Advancing sequential decision-making: efficient querying in clustering and best of both worlds for contextual bandits

Date:

October 10, 2024

Author:

Yuko Kuroki - CENTAI Institute

Abstract

The talk covers two topics:

1) Query-efficient correlation clustering with noisy oracle

We study a general clustering setting in which we have $n$ elements to be clustered, and we aim to perform as few queries as possible to an oracle that returns a noisy sample of the weighted similarity between two elements. Our setting encompasses many application domains in which the similarity function is costly to compute and inherently noisy. We introduce two novel formulations of online learning problems rooted in the paradigm of Pure Exploration in Combinatorial Multi-Armed Bandits (PE-CMAB): fixed confidence and fixed budget settings. For both settings, we design algorithms that combine a sampling strategy with a classic approximation algorithm for correlation clustering and study their theoretical guarantees. Our results are the first examples of polynomial-time algorithms that work for the case of PE-CMAB in which the underlying offline optimization problem is NP-hard.

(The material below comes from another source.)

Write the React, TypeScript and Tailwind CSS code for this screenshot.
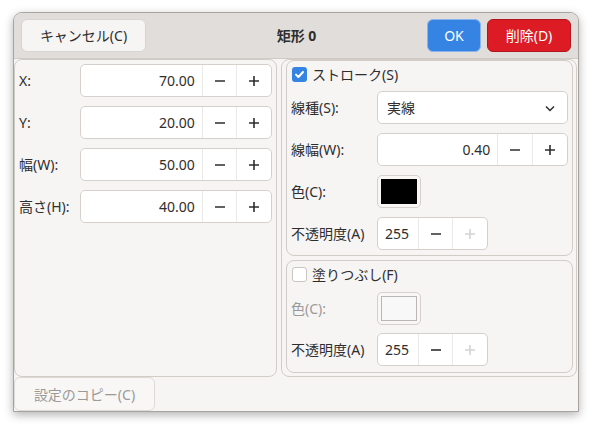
const font = { fontFamily: '"Noto Sans", "Noto Sans CJK JP", sans-serif' }

const Spin = ({ value, w, textW, plusOff }: { value: string; w: string; textW: string; plusOff?: boolean }) => (
  <div className={`flex h-[33px] ${w} rounded-[5px] border border-[#d5d0cb] bg-white text-[14px] text-[#2e2e2e]`}>
    <div className={`flex ${textW} items-center ${plusOff ? 'justify-start pl-[7px]' : 'justify-end pr-[7px]'}`}>{value}</div>
    <div className="flex w-[35px] items-center justify-center border-l border-[#ebe9e6]">
      <svg width="12" height="12" viewBox="0 0 12 12"><path d="M1 6h10" stroke="#2e2e2e" strokeWidth="1.6" /></svg>
    </div>
    <div className="flex w-[35px] items-center justify-center border-l border-[#ebe9e6]">
      <svg width="12" height="12" viewBox="0 0 12 12">
        <path d="M1 6h10M6 1v10" stroke={plusOff ? '#d6d4d2' : '#2e2e2e'} strokeWidth="1.6" />
      </svg>
    </div>
  </div>
)

const Row = ({ label, children, dim }: { label: string; children: React.ReactNode; dim?: boolean }) => (
  <div className="flex h-[33px] items-center">
    <div className={`w-[86px] text-[14px] ${dim ? 'text-[#9b9a98]' : 'text-[#2e2e2e]'}`}>{label}</div>
    {children}
  </div>
)

const Check = ({ on, label }: { on?: boolean; label: string }) => (
  <div className="flex h-[16px] items-center gap-[5px] pl-[1px] text-[14px] text-[#2e2e2e]">
    {on ? (
      <div className="flex h-[15px] w-[15px] items-center justify-center rounded-[3px] bg-[#3584e4]">
        <svg width="11" height="11" viewBox="0 0 11 11"><path d="M2 5.6l2.4 2.4L9 3" stroke="white" strokeWidth="2" fill="none" strokeLinecap="round" strokeLinejoin="round" /></svg>
      </div>
    ) : (
      <div className="h-[15px] w-[15px] rounded-[3px] border border-[#c9c5c1] bg-white" />
    )}
    <span>{label}</span>
  </div>
)

const Swatch = ({ black }: { black?: boolean }) => (
  <div className="flex h-[33px] w-[44px] items-center justify-center rounded-[5px] border border-[#d5d0cb] bg-[#f8f7f6]">
    <div className={`h-[25px] w-[36px] ${black ? 'bg-black' : 'border border-[#b9b6b3] bg-[#f8f8f8]'}`} />
  </div>
)

const App = () => {
  const left = [
    ['X:', '70.00'],
    ['Y:', '20.00'],
    ['幅(W):', '50.00'],
    ['高さ(H):', '40.00'],
  ]

  return (
    <div className="h-[428px] w-[592px] bg-white pl-[13px] pt-[12px]" style={font}>
      <div className="flex h-[400px] w-[566px] flex-col overflow-hidden rounded-t-[9px] border border-[#a8a39e] bg-[#f6f5f4] shadow-[0_3px_10px_rgba(0,0,0,0.3)]">
        <div className="flex h-[46px] shrink-0 items-center border-b border-[#cfcac5] bg-[#e0ddda] px-[7px] pb-[1px]">
          <button className="h-[33px] w-[125px] rounded-[6px] border border-[#d8d4d0] bg-[#f6f5f4] text-[14px] text-[#2e2e2e]">
            キャンセル(C)
          </button>
          <div className="flex-1 pl-[20px] text-center text-[14px] font-bold text-[#2e2e2e]">矩形 0</div>
          <button className="h-[33px] w-[54px] rounded-[6px] border border-[#8ab4ec] bg-[#3584e4] text-[14px] text-white">OK</button>
          <button className="ml-[6px] h-[33px] w-[84px] rounded-[6px] border border-[#b3151c] bg-[#dc1b24] text-[14px] text-white">
            削除(D)
          </button>
        </div>

        <div className="flex h-[318px] shrink-0 gap-[4px]">
          <div className="flex w-[263px] flex-col gap-[9px] rounded-[8px] border border-[#d2ccc7] px-[4px] pt-[4px]">
            {left.map(([l, v]) => (
              <div key={l} className="flex h-[33px] items-center">
                <div className="w-[61px] text-[14px] text-[#2e2e2e]">{l}</div>
                <Spin value={v} w="w-[192px]" textW="w-[122px]" />
              </div>
            ))}
          </div>

          <div className="flex w-[296px] flex-col gap-[4px] rounded-[8px] border border-[#d2ccc7] pb-[3px] pl-[4px] pr-[3px]">
            <div className="flex h-[196px] flex-col rounded-[8px] border border-[#d2ccc7] pl-[4px] pr-[4px] pt-[5px]">
              <Check on label="ストローク(S)" />
              <div className="mt-[9px] flex flex-col gap-[9px]">
                <Row label="線種(S):">
                  <div className="flex h-[33px] w-[191px] items-center justify-between rounded-[5px] border border-[#d5d0cb] bg-white pl-[9px] pr-[11px] text-[14px] text-[#2e2e2e]">
                    <span>実線</span>
                    <svg width="12" height="12" viewBox="0 0 12 12"><path d="M2 4.5l4 4 4-4" stroke="#2e2e2e" strokeWidth="1.5" fill="none" /></svg>
                  </div>
                </Row>
                <Row label="線幅(W):">
                  <Spin value="0.40" w="w-[191px]" textW="w-[120px]" />
                </Row>
                <Row label="色(C):">
                  <Swatch black />
                </Row>
                <Row label="不透明度(A)">
                  <Spin value="255" w="w-[111px]" textW="w-[40px]" plusOff />
                </Row>
              </div>
            </div>

            <div className="flex h-[113px] flex-col rounded-[8px] border border-[#d2ccc7] pl-[4px] pr-[4px] pt-[5px]">
              <Check label="塗りつぶし(F)" />
              <div className="mt-[10px] flex flex-col gap-[8px]">
                <Row label="色(C):" dim>
                  <Swatch />
                </Row>
                <Row label="不透明度(A)">
                  <Spin value="255" w="w-[111px]" textW="w-[40px]" plusOff />
                </Row>
              </div>
            </div>
          </div>
        </div>

        <div className="flex h-[34px] shrink-0">
          <button className="h-[34px] w-[141px] rounded-[6px] border border-[#dedad6] bg-[#f8f7f6] text-[14px] text-[#9b9a98]">
            設定のコピー(C)
          </button>
        </div>
      </div>
    </div>
  )
}

export default App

2) Best-of-both-worlds algorithms for linear contextual bandits

We study best-of-both-worlds algorithms for K-armed linear contextual bandits. Our algorithms achieve nearly optimal regret bounds in both adversarial and stochastic environments, without requiring prior knowledge about the conditions. In the stochastic setting, we attain a strong performance rate that depends on the number of dimensions and the number of actions, adjusted for the smallest gap between the optimal and suboptimal actions. In the adversarial setting, we obtain regret bounds based on either the cumulative loss of the best action or the cumulative second moment of the losses incurred by our algorithm. Additionally, we develop an algorithm based on Follow-The-Regularized-Leader (FTRL) with a Shannon entropy regularizer, which does not require knowledge of the inverse of the covariance matrix. This algorithm achieves a strong regret rate in the stochastic setting while also obtaining near-optimal regret bound in the adversarial environment.